Our Path

While the legislative process can be frustrating in the slowness of its forward momentum, RI has achieved legislatively what few other states have.

Adapted from an article written by Karen Loewy, Staff Attorney for GLAD (Gay Lesbian Advocates & Defenders) for the MERI blog.

Litigation is Complex

We share your frustration about the roadblocks to marriage equality in Rhode Island, and, having litigated the marriage cases in both Massachusetts and Connecticut, think it is eminently reasonable to want to look to the courts to protect the rights of same-sex couples seeking to marry. While the legal arguments are right, successful marriage litigation is incredibly complex, with legal, political, and educational factors needing to be aligned. When we look at how those factors play out here, we believe there is good reason for caution about seeking relief from the RI Supreme Court.

Court Rulings are Difficult to Overturn

Rushing into court and getting a bad result is not a zero-sum prospect. A loss in a marriage case can have ramifications not only for any future attempts to litigate this issue, but in other contexts as well. Once a court rules that marriage is not constitutionally required, you can’t just go back and ask them again. Courts are loathe to reverse themselves. It took the U.S. Supreme Court 17 years to overturn Bowers v. Hardwick in Lawrence v. Texas. Furthermore, a declaration that the state constitution doesn’t protect LGBT people from discrimination could affect the litigation of other issues, such as those affecting teachers, adoption, or custody. Our colleagues at the ACLU LGBT Rights Project have laid out some of these pitfalls in a really helpful way.

The Courts in RI Aren’t There Yet

To succeed in a marriage case, you have to present a question to the court that they’re ready to answer in the affirmative. In Rhode Island, one need look no further than the Chambers v. Ormiston divorce case for a reason why not to rush in with the hard constitutional question. They could have granted the divorce without wading into whether the marriage was recognized under RI law. They could have decided the matter on simple comity grounds. They didn’t. While the majority might not have been intending to reach an anti-gay result, it interpreted the statutes in a way that bars the door to the Family Court for gay couples, and has provided ammunition to those who would deny respect to married same-sex couples in other contexts. A marriage case needs to be seen as the next logical step in a court’s dealings with gay people and gay families. Such is not the case here.

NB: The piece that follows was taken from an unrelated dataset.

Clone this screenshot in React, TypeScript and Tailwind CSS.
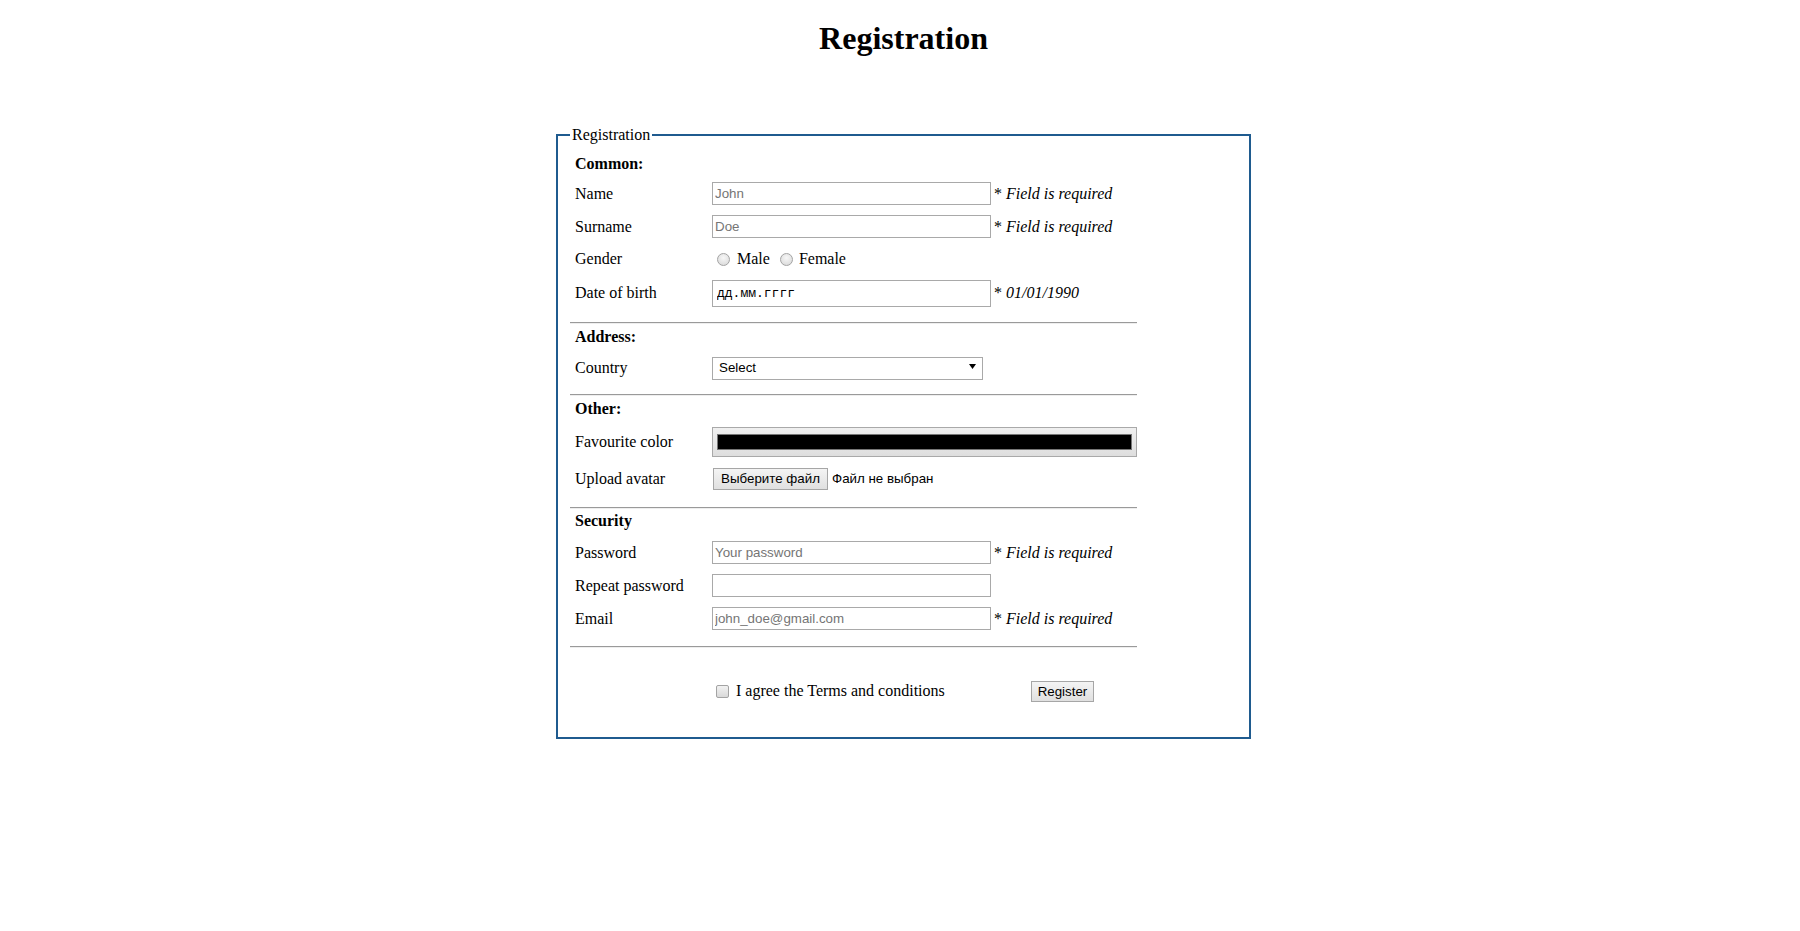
const serif = "font-['Liberation_Serif','Times_New_Roman',serif]";

function Field({ label, className, children }: { label: string; className: string; children?: React.ReactNode }) {
	return (
		<div className={`flex items-center ${className}`}>
			<div className="w-[142px] shrink-0 pl-[5px] leading-[18px]">{label}</div>
			{children}
		</div>
	);
}

function TextInput({ placeholder, type = "text" }: { placeholder?: string; type?: string }) {
	return (
		<input
			type={type}
			placeholder={placeholder}
			className="w-[279px] h-[23px] border border-[#a9a9a9] bg-white px-[2px] text-[13.33px] font-['Liberation_Sans',Arial,sans-serif] text-black placeholder:text-[#757575] outline-none"
		/>
	);
}

function Required({ text = "Field is required" }: { text?: string }) {
	return (
		<span className="ml-[3px] leading-[18px] whitespace-nowrap">
			* <i>{text}</i>
		</span>
	);
}

function Heading({ text, className }: { text: string; className: string }) {
	return <div className={`h-[18px] pl-[5px] leading-[18px] font-bold ${className}`}>{text}</div>;
}

function Rule({ className }: { className: string }) {
	return <hr className={`h-0 border-t border-t-[#9a9a9a] border-b border-b-[#eeeeee] ${className}`} />;
}

export default function App() {
	return (
		<div className={`min-h-[931px] bg-white text-black text-[16px] pl-[7px] ${serif}`}>
			<h1 className="pt-[20px] text-center text-[32px] leading-[37px] font-bold">Registration</h1>
			<div className="flex justify-center mt-[69px]">
				<fieldset className="w-[695px] border-2 border-[#1f5b8f] px-[12px] pb-[34px]">
					<legend className="px-[2px] leading-[18px]">Registration</legend>
					<div className="w-[567px]">
						<Heading text="Common:" className="mt-[11px]" />
						<Field label="Name" className="mt-[4px] h-[33px]">
							<TextInput placeholder="John" />
							<Required />
						</Field>
						<Field label="Surname" className="h-[33px]">
							<TextInput placeholder="Doe" />
							<Required />
						</Field>
						<Field label="Gender" className="h-[32px]">
							<label className="flex items-center leading-[18px]">
								<input
									type="radio"
									name="gender"
									className="appearance-none ml-[5px] mt-[1px] w-[13px] h-[13px] rounded-full border border-[#a3a3a3] bg-[radial-gradient(circle_at_50%_35%,#f7f7f7,#d6d6d6)]"
								/>
								<span className="ml-[7px]">Male</span>
							</label>
							<label className="flex items-center leading-[18px]">
								<input
									type="radio"
									name="gender"
									className="appearance-none ml-[10px] mt-[1px] w-[13px] h-[13px] rounded-full border border-[#a3a3a3] bg-[radial-gradient(circle_at_50%_35%,#f7f7f7,#d6d6d6)]"
								/>
								<span className="ml-[6px]">Female</span>
							</label>
						</Field>
						<Field label="Date of birth" className="h-[36px]">
							<input
								type="text"
								readOnly
								defaultValue="дд.мм.гггг"
								className="w-[279px] h-[27px] border border-[#a9a9a9] bg-white pl-[4px] text-[13px] font-['Liberation_Mono','DejaVu_Sans_Mono',monospace] text-black outline-none"
							/>
							<Required text="01/01/1990" />
						</Field>
						<Rule className="mt-[11px]" />

						<Heading text="Address:" className="mt-[4px]" />
						<Field label="Country" className="mt-[5px] h-[33px]">
							<div className="relative">
								<select className="appearance-none w-[271px] h-[23px] border border-[#a9a9a9] bg-white pl-[6px] text-[13.33px] font-['Liberation_Sans',Arial,sans-serif] text-black outline-none">
									<option>Select</option>
									<option>Ukraine</option>
									<option>Poland</option>
									<option>USA</option>
								</select>
								<svg className="pointer-events-none absolute right-[7px] top-[9px]" width="7" height="5" viewBox="0 0 7 5">
									<polygon points="0,0 7,0 3.5,5" fill="#000" />
								</svg>
							</div>
						</Field>
						<Rule className="mt-[10px]" />

						<Heading text="Other:" className="mt-[4px]" />
						<Field label="Favourite color" className="mt-[6px] h-[36px]">
							<div className="w-[426px] h-[30px] border border-[#a9a9a9] bg-linear-to-b from-[#f0f0f0] to-[#dedede] px-[4px] py-[6px]">
								<div className="h-full border border-[#777777] bg-black" />
							</div>
						</Field>
						<Field label="Upload avatar" className="mt-[2px] h-[33px]">
							<div className="flex items-center font-['Liberation_Sans',Arial,sans-serif] text-[13.33px]">
								<button className="ml-[1px] w-[115px] h-[22px] border border-[#a6a6a6] bg-linear-to-b from-[#f4f4f4] to-[#e0e0e0] text-black">
									Выберите файл
								</button>
								<span className="ml-[4px]">Файл не выбран</span>
							</div>
						</Field>
						<Rule className="mt-[12px]" />

						<Heading text="Security" className="mt-[3px]" />
						<Field label="Password" className="mt-[6px] h-[33px]">
							<TextInput type="password" placeholder="Your password" />
							<Required />
						</Field>
						<Field label="Repeat password" className="h-[33px]">
							<TextInput type="password" />
						</Field>
						<Field label="Email" className="h-[33px]">
							<TextInput type="email" placeholder="john_doe@gmail.com" />
							<Required />
						</Field>
						<Rule className="mt-[11px]" />

						<div className="mt-[31px] h-[24px] flex items-center">
							<div className="w-[142px] shrink-0" />
							<label className="flex items-center w-[319px] leading-[18px]">
								<input
									type="checkbox"
									className="appearance-none ml-[4px] mt-[1px] w-[13px] h-[13px] rounded-[2px] border border-[#a3a3a3] bg-linear-to-b from-[#f2f2f2] to-[#d9d9d9]"
								/>
								<span className="ml-[7px]">I agree the Terms and conditions</span>
							</label>
							<button className="w-[63px] h-[21px] border border-[#a6a6a6] bg-linear-to-b from-[#f4f4f4] to-[#e0e0e0] text-[13.33px] font-['Liberation_Sans',Arial,sans-serif] text-black">
								Register
							</button>
						</div>
					</div>
				</fieldset>
			</div>
		</div>
	);
}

There’s Another Way: Legislation

At this point in time, leadership is changing on the RI Supreme Court. Time will tell how that plays out. GLAD continues to advocate on behalf of LGBT people within the RI legal system. We are actively litigating a case trying to establish precedent under the anti-discrimination law. We are working to educate the bar and the judiciary about the lives of LGBT people and how discrimination hurts gay families. We are working to seek respect for already married couples within both the public and private sectors. There may come a time when litigation is exactly the right strategic choice for seeking marriage equality, but we believe that time has not yet come.

Slow & Steady

While the legislative process can be frustrating in the slowness of its forward momentum, Rhode Island has achieved legislatively what few other states have. Rhode Island repealed its sodomy law without judicial intervention. Rhode Island was among the earliest states to pass anti-discrimination protections based on sexual orientation and gender identity and expression. Rhode Island passed domestic partnership protections for state employees, including tax and pension protections. There is much work to be done, through legislative, electoral, public opinion, and grassroots efforts, which is why MERI needs all of our support.